Setelah kemerdekaan, band jazz tanah air mulai populer tahun 1950-an. Mereka sebelumnya orang-orang yang aktif berkarya pada masa Belanda dan vakum ketika Jepang datang.
Pertengahan tahun 1950-an, Teddy Chen membentuk kelompok Chen Brothers yang kerap main di Surabaya. Tedy di posisi pemain klarinet, Nico pada drum, Jopie bermain bass, dan Bubi piano. Ada juga pemain tambahan seperti Jack Lemmers (kemudian dikenal Jack Lesmana, ayah Indra Lesmana), Tio Tjip Hie, Toes Sigalarki, Arthur Markusen, dan beberapa pemain lain.
“Tahun 1950-an musisi jazz sudah banyak tampil tapi tidak secara massal, bukan di panggung besar. Biasanya di klub-klub kecil. Karena dimainkan di klub kecil, jadi tidak terlalu kelihatan. Sekarang kan diadakan dengan besar-besaran,” kata Bens.
Dari Chen Brothers, Teddy membentuk Teddy Chen Big Band yang menjadi big band jazz pertama di Indonesia. Tetapi setelah Teddy pindah ke Belanda, akhir 1950-an, Teddy Chen Big Band bubar. Adik Teddy, Bubi membuat Bubi Chen Quartet bersama dua saudaranya, Nico dan Jopi, ditambah Jack Lemmers. Kelompok jazz ini bertahan sampai 1960-an dan bubar ketika Jack pindah ke Jakarta.
Kelompok lain yang juga cukup terkenal di Surabaya tahun 1950-an adalah Boogie Woogie Rhytmics. Sayang, band yang diotaki Micky Wijt dengan anggota Oei Boen Leng, dan Jack ini bertahan cuma dua tahun.
Surabaya, menurut musisi jazz senior Jeffrey Tahalele, merupakan kota kelahiran jazz Indonesia. Bubi dan Jack, ikon jazz Indonesia, bermula di Surabaya. “Tahun 1950-an Jack Lesmana sudah memainkan musik jazz bersama Bubi Chen,” kata Bens.
Jazz lebih dikenal secara luas ketika Jack, Jopie Item bersama rekan-rekannya menginisiasi pertunjukan musik jazz di TVRI tahun 1960-an. “Yang mengenalkan jazz secara audio visual itu Jack Lesmana di TVRI. Mereka melakukan rekaman awalnya di Selebriti Studio, Kebayoran Baru. Kalau nggak ada TVRI, mungkin musik jazz tidak akan dikenal sampai menyeluruh seperti sekarang,” kata Bens.

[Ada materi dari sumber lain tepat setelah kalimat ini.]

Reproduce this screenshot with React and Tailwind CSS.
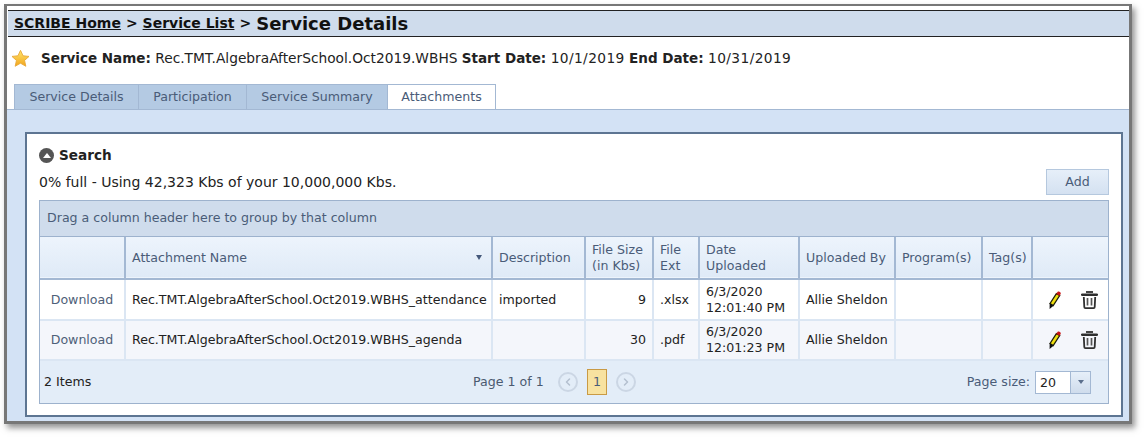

Adrian Rahmat Purwanto dalam skripsinya, “Becoming A Jazz Musician”, menulis tahun 1970-80-an musisi jazz baru bermunculan. Antara lain, Ireng Maulana, Perry Pattiselano, Benny Likumahuwa, Bambang Nugroho, dan Elfa Secioria. Pertengahan 1980-an muncul band Krakatau dengan Indra Lesmana, Dwiki Darmawan, Gilang Ramadan sebagai anggotanya.
Kemunculan musisi jazz tersebut tak lepas dari pendirian sekolah musik. Lewat sekolah musik seperti Institute Musik Indonesia, Purwa Caraka, atau Sekolah Musik Indonesia calon-calon jazzer tanah air digojlok dan dicetak.
“Musisi jazz makin banyak di berbagai daerah. Anak-anak muda bisa tampil dan memadukan jazz dengan musik etnik sehingga warna musik Indonesia bisa keluar dalam festival. Tapi kalau tidak ada tokoh-tokoh seperti Djaduk, Peter, Ireng, atau teman-teman dari Yogya yang buat Ngayogjazz atau Prambanan Jazz, kita akan sulit melihat perkembangan musik jazz seperti sekarang,” tutup Bens.